Entries with page source code:
****************

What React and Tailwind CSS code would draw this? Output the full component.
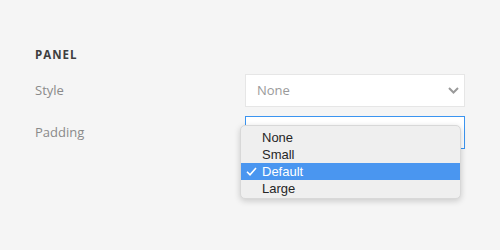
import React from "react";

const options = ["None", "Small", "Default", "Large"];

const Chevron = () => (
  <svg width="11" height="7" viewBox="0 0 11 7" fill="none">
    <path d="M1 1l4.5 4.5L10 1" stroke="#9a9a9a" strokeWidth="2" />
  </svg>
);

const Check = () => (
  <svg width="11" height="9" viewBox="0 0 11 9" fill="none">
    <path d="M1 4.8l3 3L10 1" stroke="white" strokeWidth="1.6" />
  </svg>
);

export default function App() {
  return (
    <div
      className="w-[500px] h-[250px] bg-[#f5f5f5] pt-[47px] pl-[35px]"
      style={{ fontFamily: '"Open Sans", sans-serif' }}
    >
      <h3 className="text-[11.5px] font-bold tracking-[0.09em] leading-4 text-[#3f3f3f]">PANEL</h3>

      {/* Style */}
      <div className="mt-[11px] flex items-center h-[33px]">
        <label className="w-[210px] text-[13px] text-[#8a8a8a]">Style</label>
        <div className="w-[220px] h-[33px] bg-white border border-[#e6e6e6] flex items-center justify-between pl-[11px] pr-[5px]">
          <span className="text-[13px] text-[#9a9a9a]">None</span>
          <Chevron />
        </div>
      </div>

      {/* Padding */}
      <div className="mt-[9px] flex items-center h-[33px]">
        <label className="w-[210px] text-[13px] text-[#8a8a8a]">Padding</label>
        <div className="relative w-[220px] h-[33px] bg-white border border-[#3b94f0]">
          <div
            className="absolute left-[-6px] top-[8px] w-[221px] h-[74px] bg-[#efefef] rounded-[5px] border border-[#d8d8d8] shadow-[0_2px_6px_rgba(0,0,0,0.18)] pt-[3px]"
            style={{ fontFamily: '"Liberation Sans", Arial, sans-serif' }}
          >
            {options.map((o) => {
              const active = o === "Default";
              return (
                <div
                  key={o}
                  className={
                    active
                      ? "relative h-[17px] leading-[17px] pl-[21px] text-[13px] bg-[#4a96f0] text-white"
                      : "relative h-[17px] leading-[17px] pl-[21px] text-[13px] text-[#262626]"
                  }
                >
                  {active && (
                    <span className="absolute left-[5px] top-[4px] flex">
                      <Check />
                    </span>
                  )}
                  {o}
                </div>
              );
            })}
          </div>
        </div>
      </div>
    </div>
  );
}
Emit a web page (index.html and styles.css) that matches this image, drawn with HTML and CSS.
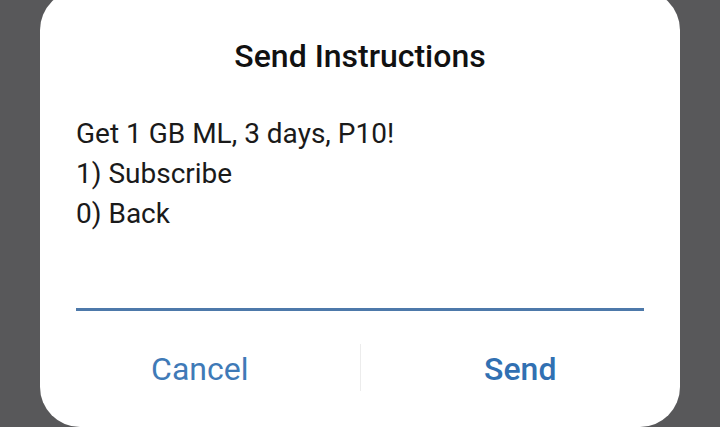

****************

■ **Direction**
Every record above should come back exactly, but without its pictures.

■ **Answer for the task**
What React and Tailwind CSS code would draw this? Output the full component.
import React from "react";

const options = ["None", "Small", "Default", "Large"];

const Chevron = () => (
  <svg width="11" height="7" viewBox="0 0 11 7" fill="none">
    <path d="M1 1l4.5 4.5L10 1" stroke="#9a9a9a" strokeWidth="2" />
  </svg>
);

const Check = () => (
  <svg width="11" height="9" viewBox="0 0 11 9" fill="none">
    <path d="M1 4.8l3 3L10 1" stroke="white" strokeWidth="1.6" />
  </svg>
);

export default function App() {
  return (
    <div
      className="w-[500px] h-[250px] bg-[#f5f5f5] pt-[47px] pl-[35px]"
      style={{ fontFamily: '"Open Sans", sans-serif' }}
    >
      <h3 className="text-[11.5px] font-bold tracking-[0.09em] leading-4 text-[#3f3f3f]">PANEL</h3>

      {/* Style */}
      <div className="mt-[11px] flex items-center h-[33px]">
        <label className="w-[210px] text-[13px] text-[#8a8a8a]">Style</label>
        <div className="w-[220px] h-[33px] bg-white border border-[#e6e6e6] flex items-center justify-between pl-[11px] pr-[5px]">
          <span className="text-[13px] text-[#9a9a9a]">None</span>
          <Chevron />
        </div>
      </div>

      {/* Padding */}
      <div className="mt-[9px] flex items-center h-[33px]">
        <label className="w-[210px] text-[13px] text-[#8a8a8a]">Padding</label>
        <div className="relative w-[220px] h-[33px] bg-white border border-[#3b94f0]">
          <div
            className="absolute left-[-6px] top-[8px] w-[221px] h-[74px] bg-[#efefef] rounded-[5px] border border-[#d8d8d8] shadow-[0_2px_6px_rgba(0,0,0,0.18)] pt-[3px]"
            style={{ fontFamily: '"Liberation Sans", Arial, sans-serif' }}
          >
            {options.map((o) => {
              const active = o === "Default";
              return (
                <div
                  key={o}
                  className={
                    active
                      ? "relative h-[17px] leading-[17px] pl-[21px] text-[13px] bg-[#4a96f0] text-white"
                      : "relative h-[17px] leading-[17px] pl-[21px] text-[13px] text-[#262626]"
                  }
                >
                  {active && (
                    <span className="absolute left-[5px] top-[4px] flex">
                      <Check />
                    </span>
                  )}
                  {o}
                </div>
              );
            })}
          </div>
        </div>
      </div>
    </div>
  );
}
Emit a web page (index.html and styles.css) that matches this image, drawn with HTML and CSS.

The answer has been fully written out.